MEP and civil liberties defender Patrick Breyer (German Pirate Party) comments:

“This EU Big Brother attack on our mobile phones by error-prone denunciation machines searching our entire private communications threatens to lead to a Chinese-style surveillance state. Will the next step will be for the post office to open and scan all letters? Indiscriminately searching all correspondence violated fundamental rights and is the wrong approach to protecting children. It actually puts their private pictures at risk of falling into the wrong hands and criminalises children in many cases.
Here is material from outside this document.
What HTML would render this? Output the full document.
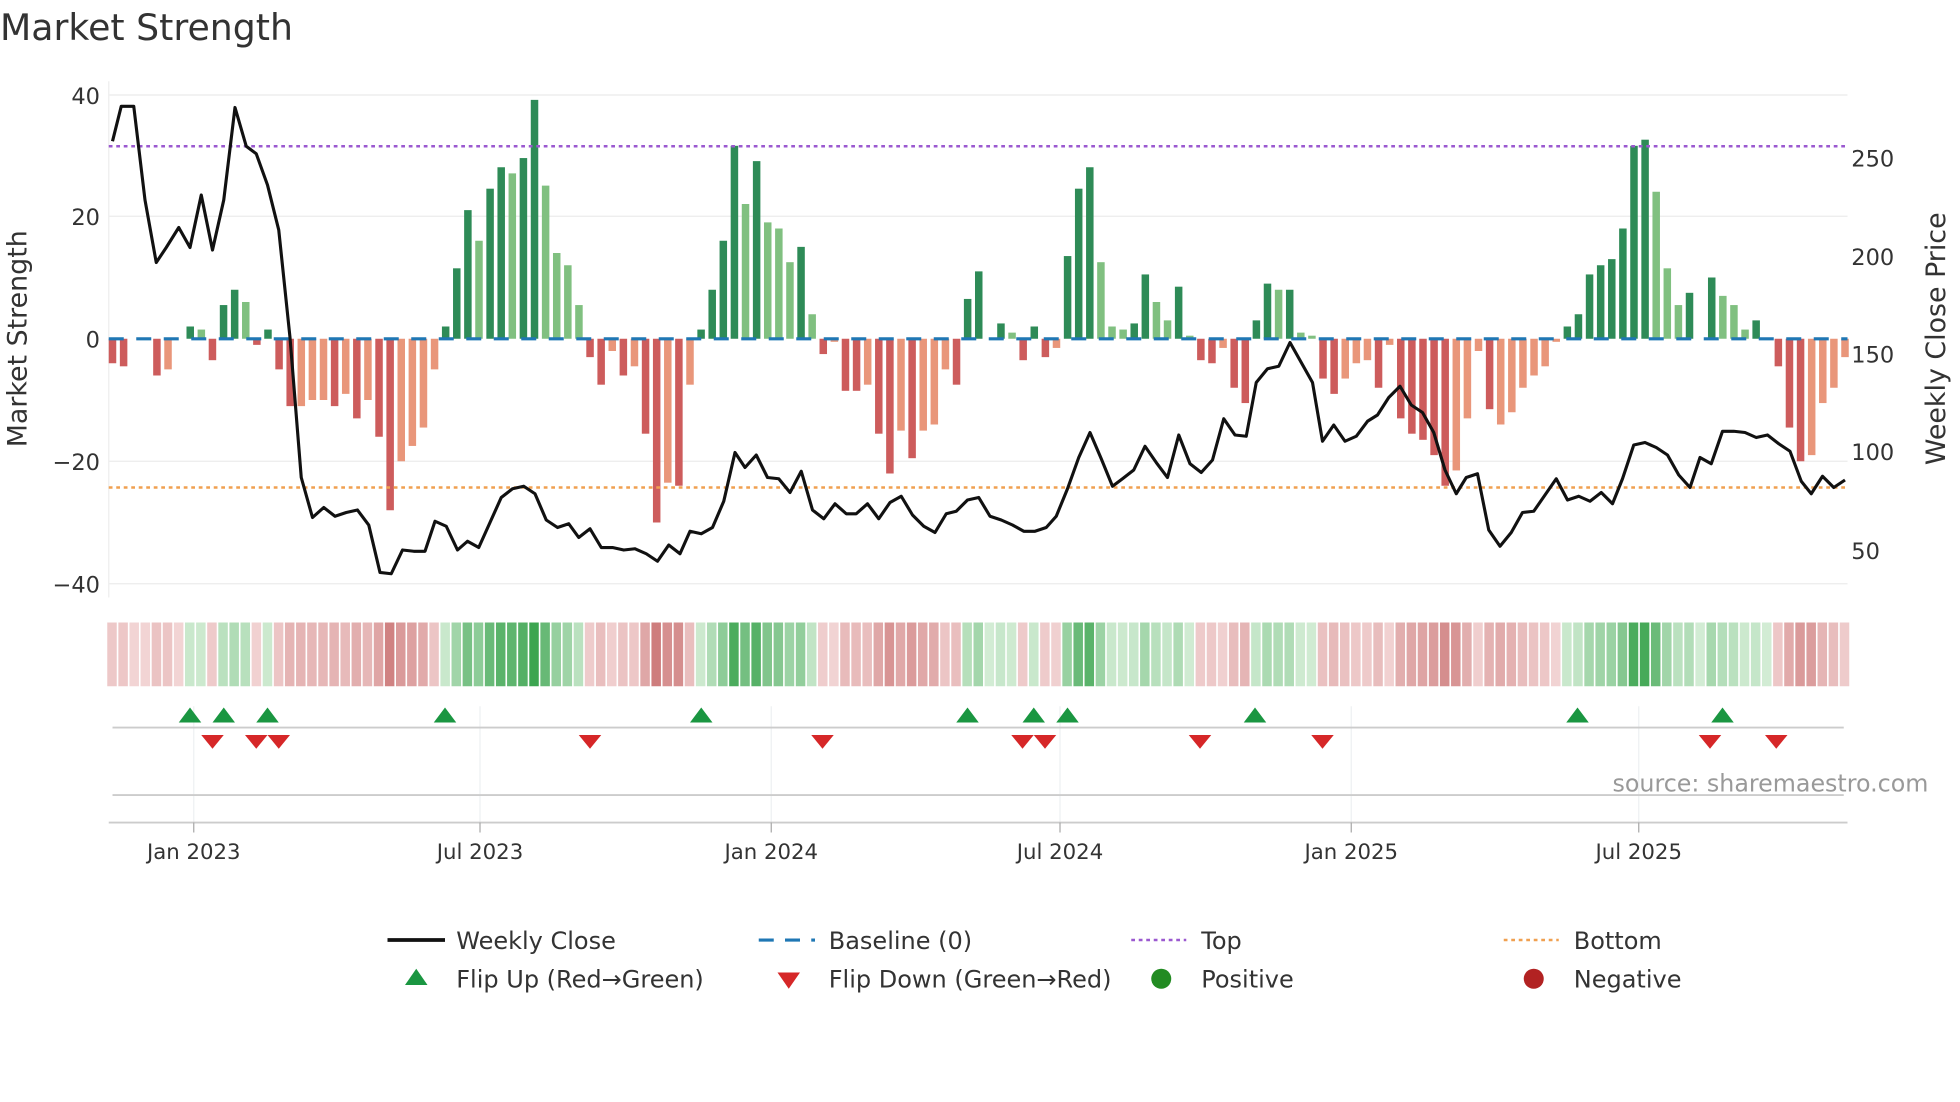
<!DOCTYPE html>
<html><head><meta charset="utf-8"><style>
html,body{margin:0;padding:0;background:#fff;width:1960px;height:1102px;overflow:hidden}
svg{display:block}
text{font-family:"DejaVu Sans","Liberation Sans",sans-serif;fill:#333}
</style></head><body>
<svg id="s" width="1960" height="1102" viewBox="0 0 1568 881.6" xmlns="http://www.w3.org/2000/svg">
<text x="0" y="32" font-size="29">Market Strength</text>
<g stroke="#ebebeb" stroke-width="1">
<line x1="87" y1="76" x2="1478" y2="76"/><line x1="87" y1="173" x2="1478" y2="173"/><line x1="87" y1="369" x2="1478" y2="369"/><line x1="87" y1="467" x2="1478" y2="467"/>
</g>
<line x1="87" y1="65" x2="87" y2="478" stroke="#eee"/>
<g font-size="18" text-anchor="end">
<text x="80" y="83">40</text><text x="80" y="180">20</text><text x="80" y="278">0</text><text x="80" y="376">−20</text><text x="80" y="474">−40</text>
</g>
<g font-size="18">
<text x="1481" y="133">250</text><text x="1481" y="212">200</text><text x="1481" y="290">150</text><text x="1481" y="368">100</text><text x="1481" y="447">50</text>
</g>
<text transform="translate(21,271) rotate(-90)" font-size="21.5" text-anchor="middle">Market Strength</text>
<text transform="translate(1556,271) rotate(-90)" font-size="21.5" text-anchor="middle">Weekly Close Price</text>
<g id="bars"></g>
<line x1="87" y1="271" x2="1478" y2="271" stroke="#1f77b4" stroke-width="2.5" stroke-dasharray="12,10"/>
<line x1="87" y1="117" x2="1478" y2="117" stroke="#9b59d0" stroke-width="2" stroke-dasharray="3,3"/>
<line x1="87" y1="390" x2="1478" y2="390" stroke="#f0a050" stroke-width="2" stroke-dasharray="3,3"/>
<polyline id="price" fill="none" stroke="#111" stroke-width="2.5" stroke-linejoin="round"/>
<g id="heat"></g>
<g stroke="#eef0f2" stroke-width="1">
<line x1="155" y1="565" x2="155" y2="658"/><line x1="384" y1="565" x2="384" y2="658"/><line x1="617" y1="565" x2="617" y2="658"/><line x1="848" y1="565" x2="848" y2="658"/><line x1="1081" y1="565" x2="1081" y2="658"/><line x1="1311" y1="565" x2="1311" y2="658"/>
</g>
<line x1="90" y1="582" x2="1475" y2="582" stroke="#ccc" stroke-width="1.5"/>
<line x1="90" y1="636" x2="1475" y2="636" stroke="#ccc" stroke-width="1.5"/>
<line x1="87" y1="658" x2="1478" y2="658" stroke="#ccc" stroke-width="1.5"/>
<g stroke="#aaa"><line x1="155" y1="658" x2="155" y2="666"/><line x1="384" y1="658" x2="384" y2="666"/><line x1="617" y1="658" x2="617" y2="666"/><line x1="848" y1="658" x2="848" y2="666"/><line x1="1081" y1="658" x2="1081" y2="666"/><line x1="1311" y1="658" x2="1311" y2="666"/></g>
<g id="tri"></g>
<text x="1290" y="633" font-size="19" style="fill:#999">source: sharemaestro.com</text>
<g font-size="17" text-anchor="middle">
<text x="155" y="687">Jan 2023</text><text x="384" y="687">Jul 2023</text><text x="617" y="687">Jan 2024</text><text x="848" y="687">Jul 2024</text><text x="1081" y="687">Jan 2025</text><text x="1311" y="687">Jul 2025</text>
</g>
<g font-size="19.2">
<line x1="310" y1="752" x2="356" y2="752" stroke="#111" stroke-width="3"/><text x="365" y="759">Weekly Close</text>
<line x1="607" y1="752" x2="652" y2="752" stroke="#1f77b4" stroke-width="2.5" stroke-dasharray="12,9"/><text x="663" y="759">Baseline (0)</text>
<line x1="905" y1="752" x2="949" y2="752" stroke="#9b59d0" stroke-width="2" stroke-dasharray="3,3"/><text x="961" y="759">Top</text>
<line x1="1203" y1="752" x2="1247" y2="752" stroke="#f0a050" stroke-width="2" stroke-dasharray="3,3"/><text x="1259" y="759">Bottom</text>
<polygon points="324,788 333,775 342,788" fill="#1a9641"/><text x="365" y="790">Flip Up (Red→Green)</text>
<polygon points="622,778 640,778 631,791" fill="#d62728"/><text x="663" y="790">Flip Down (Green→Red)</text>
<circle cx="929" cy="783" r="8" fill="#228b22"/><text x="961" y="790">Positive</text>
<circle cx="1227" cy="783" r="8" fill="#b22222"/><text x="1259" y="790">Negative</text>
</g>
</svg>
<script>
var V=[[-4,1],[-4.5,1],[0,0],[0,0],[-6,1],[-5,0],[0,0],[2,1],[1.5,0],[-3.5,1],[5.5,1],[8,1],[6,0],[-1,1],[1.5,1],[-5,1],[-11,1],[-11,0],[-10,0],[-10,0],[-11,1],[-9,0],[-13,1],[-10,0],[-16,1],[-28,1],[-20,0],[-17.5,0],[-14.5,0],[-5,0],[2,1],[11.5,1],[21,1],[16,0],[24.5,1],[28,1],[27,0],[29.5,1],[39,1],[25,0],[14,0],[12,0],[5.5,0],[-3,1],[-7.5,1],[-2,0],[-6,1],[-4.5,0],[-15.5,1],[-30,1],[-23.5,0],[-24,1],[-7.5,0],[1.5,1],[8,1],[16,1],[31.5,1],[22,0],[29,1],[19,0],[18,0],[12.5,0],[15,1],[4,0],[-2.5,1],[-0.5,0],[-8.5,1],[-8.5,1],[-7.5,0],[-15.5,1],[-22,1],[-15,0],[-19.5,1],[-15,0],[-14,0],[-5,0],[-7.5,1],[6.5,1],[11,1],[0,0],[2.5,1],[1,0],[-3.5,1],[2,1],[-3,1],[-1.5,0],[13.5,1],[24.5,1],[28,1],[12.5,0],[2,0],[1.5,0],[2.5,1],[10.5,1],[6,0],[3,0],[8.5,1],[0.5,0],[-3.5,1],[-4,1],[-1.5,0],[-8,1],[-10.5,1],[3,1],[9,1],[8,0],[8,1],[1,0],[0.5,0],[-6.5,1],[-9,1],[-6.5,0],[-4,0],[-3.5,0],[-8,1],[-1,0],[-13,1],[-15.5,1],[-16.5,1],[-19,1],[-24,1],[-21.5,0],[-13,0],[-2,0],[-11.5,1],[-14,0],[-12,0],[-8,0],[-6,0],[-4.5,0],[-0.5,0],[2,1],[4,1],[10.5,1],[12,1],[13,1],[18,1],[31.5,1],[32.5,1],[24,0],[11.5,0],[5.5,0],[7.5,1],[0,0],[10,1],[7,0],[5.5,0],[1.5,0],[3,1],[0,0],[-4.5,1],[-14.5,1],[-20,1],[-19,0],[-10.5,0],[-8,0],[-3,0]];
var ns="http://www.w3.org/2000/svg",b=document.getElementById('bars'),h=document.getElementById('heat');
var n=V.length,x0=90,dx=(1476-90)/(n-1);
function R(g,x,y,w,hh,c){var r=document.createElementNS(ns,'rect');r.setAttribute('x',x);r.setAttribute('y',y);r.setAttribute('width',w);r.setAttribute('height',hh);r.setAttribute('fill',c);g.appendChild(r);}
function mix(a,c,t){return 'rgb('+a.map(function(v,i){return Math.round(v+(c[i]-v)*t)}).join(',')+')';}
for(var i=0;i<n;i++){var v=V[i][0],d=V[i][1],x=x0+i*dx;
 if(v!==0){var c=v>0?(d?'#2e8b57':'#80c080'):(d?'#cd5c5c':'#e9967a');var y=271-v*4.9;R(b,x-3,Math.min(y,271),6,Math.abs(v*4.9),c);}
 var t=Math.min(Math.abs(v)/35,1),col;
 if(v>0||(v==0&&i>0&&V[i-1][0]>0))col=mix([210,236,212],[60,165,80],t);else col=mix([242,212,212],[200,110,110],t);
 R(h,x-4.2,498,7.6,51,col);}
var P=[[90,113],[97,85],[107,85],[116,160],[125,210],[133,198],[143,182],[152,198],[161,156],[170,200],[179,160],[188,86],[197,117],[205,123],[214,148],[223,184],[232,270],[241,382],[250,414],[259,406],[268,413],[277,410],[286,408],[295,420],[304,458],[313,459],[322,440],[331,441],[340,441],[348,417],[357,421],[366,440],[374,433],[383,438],[392,418],[401,398],[410,391],[419,389],[428,395],[437,416],[446,422],[455,419],[463,430],[472,423],[481,438],[490,438],[499,440],[508,439],[517,443],[526,449],[535,436],[544,443],[552,425],[561,427],[570,422],[579,401],[588,362],[596,374],[605,364],[614,382],[623,383],[632,394],[641,377],[650,408],[659,415],[668,403],[677,411],[685,411],[694,403],[703,415],[712,402],[721,397],[730,412],[739,421],[748,426],[757,411],[765,409],[774,400],[783,398],[792,413],[801,416],[810,420],[819,425],[828,425],[837,422],[845,413],[854,391],[863,366],[872,346],[881,367],[890,389],[898,383],[907,376],[916,357],[925,370],[934,382],[943,348],[952,371],[961,378],[970,368],[979,335],[988,348],[997,349],[1005,306],[1014,295],[1023,293],[1032,274],[1041,290],[1050,306],[1058,353],[1067,340],[1076,353],[1085,349],[1094,337],[1102,332],[1111,318],[1120,309],[1129,324],[1138,330],[1147,346],[1156,376],[1165,395],[1173,382],[1182,379],[1191,424],[1200,437],[1209,426],[1218,410],[1227,409],[1236,396],[1245,383],[1254,400],[1263,397],[1272,401],[1281,394],[1290,403],[1298,383],[1307,356],[1316,354],[1325,358],[1334,364],[1343,380],[1352,390],[1360,366],[1369,371],[1378,345],[1387,345],[1396,346],[1405,350],[1414,348],[1423,355],[1432,361],[1441,385],[1449,395],[1458,381],[1467,390],[1476,384]];
document.getElementById('price').setAttribute('points',P.map(function(p){return p.join(',')}).join(' '));
var tg=document.getElementById('tri');
function T(pts,c){var p=document.createElementNS(ns,'polygon');p.setAttribute('points',pts);p.setAttribute('fill',c);tg.appendChild(p);}
[152,179,214,356,561,774,827,854,1004,1262,1378].forEach(function(x){T((x-9)+',578 '+x+',566 '+(x+9)+',578','#1a9641');});
[170,205,223,472,658,818,836,960,1058,1368,1421].forEach(function(x){T((x-9)+',588 '+(x+9)+',588 '+x+',599','#d62728');});
</script>
</body></html>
Flooding overburdened law enforcement officers, who don’t even have time to sift through already known child pornography, with mostly false machine-generated reports is irresponsible with regard to the victims of ongoing abuse.”

Marcel Kolaja Member and Quaestor of the European Parliament (Czech Pirate Party) adds:

“Monitoring across large platforms will only lead to criminals moving to platforms where chat control will be technically impossible. As a result, innocent people will be snooped on a daily basis while tracking down criminals will fail. Moreover, it will discourage victims from seeking help digitally. Not to mention that e.g. witnesses or harassment victims, whose lives may be in danger, are highly dependent on confidentiality of their communications. Therefore, chat control would only cause widespread uncertainty and distrust. Rather than mass surveillance of digital correspondence, the Commission should focus on assistance to victims, prevention of child sexual abuse, and coordination of targeted investigations.”

Background:

Apple’s plans, announced in August, to search personal photos for suspicious content prompted a public outcry. More than 90 organizations called on the company to scrap the plans. Apple eventually put its plans on hold.

MEPs warn that the Commission’s plans would trigger a similar storm of protest. Providers would need to implement a backdoor in their software („client-side scanning“) to enable such monitoring. Implementing a routine for automatically reporting suspected communications content in case of a match would break safe end-to-end encryption altogether and eliminate the security and trust that comes with it. Individuals, businesses and government rely on end-to-end encryption to safeguard their personal, commercial and state secrets.